** Given material **

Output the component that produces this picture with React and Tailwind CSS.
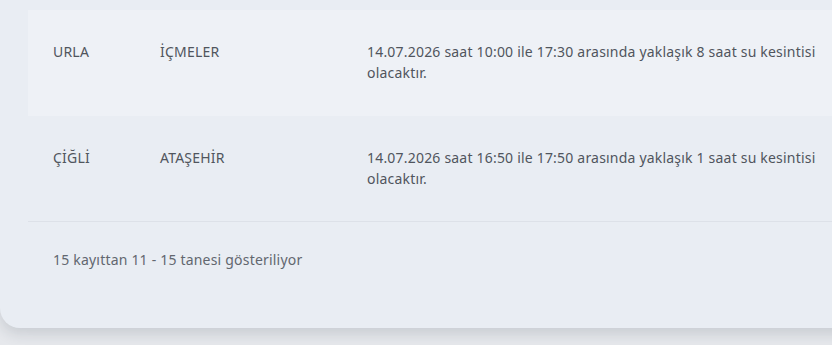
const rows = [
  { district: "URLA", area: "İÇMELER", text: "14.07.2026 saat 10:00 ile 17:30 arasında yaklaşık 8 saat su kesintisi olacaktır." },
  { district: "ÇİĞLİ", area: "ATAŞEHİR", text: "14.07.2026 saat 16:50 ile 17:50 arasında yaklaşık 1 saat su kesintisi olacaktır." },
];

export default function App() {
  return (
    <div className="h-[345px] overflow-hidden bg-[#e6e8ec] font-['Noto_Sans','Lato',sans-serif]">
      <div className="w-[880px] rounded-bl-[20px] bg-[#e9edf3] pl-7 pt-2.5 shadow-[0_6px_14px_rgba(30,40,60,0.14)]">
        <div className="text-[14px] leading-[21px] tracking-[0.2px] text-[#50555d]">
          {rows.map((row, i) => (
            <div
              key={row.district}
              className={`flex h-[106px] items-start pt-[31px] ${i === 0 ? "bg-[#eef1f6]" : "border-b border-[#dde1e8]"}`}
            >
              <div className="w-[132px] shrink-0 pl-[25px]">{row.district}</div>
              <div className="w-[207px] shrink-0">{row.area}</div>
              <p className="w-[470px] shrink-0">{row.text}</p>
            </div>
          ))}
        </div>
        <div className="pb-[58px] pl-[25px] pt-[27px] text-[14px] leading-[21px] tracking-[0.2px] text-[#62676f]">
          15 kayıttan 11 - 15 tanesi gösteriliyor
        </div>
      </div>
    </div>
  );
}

** Your objective **
Without the pictures, write out all of the material exactly.

** Solution to the exercise **
Output the component that produces this picture with React and Tailwind CSS.
const rows = [
  { district: "URLA", area: "İÇMELER", text: "14.07.2026 saat 10:00 ile 17:30 arasında yaklaşık 8 saat su kesintisi olacaktır." },
  { district: "ÇİĞLİ", area: "ATAŞEHİR", text: "14.07.2026 saat 16:50 ile 17:50 arasında yaklaşık 1 saat su kesintisi olacaktır." },
];

export default function App() {
  return (
    <div className="h-[345px] overflow-hidden bg-[#e6e8ec] font-['Noto_Sans','Lato',sans-serif]">
      <div className="w-[880px] rounded-bl-[20px] bg-[#e9edf3] pl-7 pt-2.5 shadow-[0_6px_14px_rgba(30,40,60,0.14)]">
        <div className="text-[14px] leading-[21px] tracking-[0.2px] text-[#50555d]">
          {rows.map((row, i) => (
            <div
              key={row.district}
              className={`flex h-[106px] items-start pt-[31px] ${i === 0 ? "bg-[#eef1f6]" : "border-b border-[#dde1e8]"}`}
            >
              <div className="w-[132px] shrink-0 pl-[25px]">{row.district}</div>
              <div className="w-[207px] shrink-0">{row.area}</div>
              <p className="w-[470px] shrink-0">{row.text}</p>
            </div>
          ))}
        </div>
        <div className="pb-[58px] pl-[25px] pt-[27px] text-[14px] leading-[21px] tracking-[0.2px] text-[#62676f]">
          15 kayıttan 11 - 15 tanesi gösteriliyor
        </div>
      </div>
    </div>
  );
}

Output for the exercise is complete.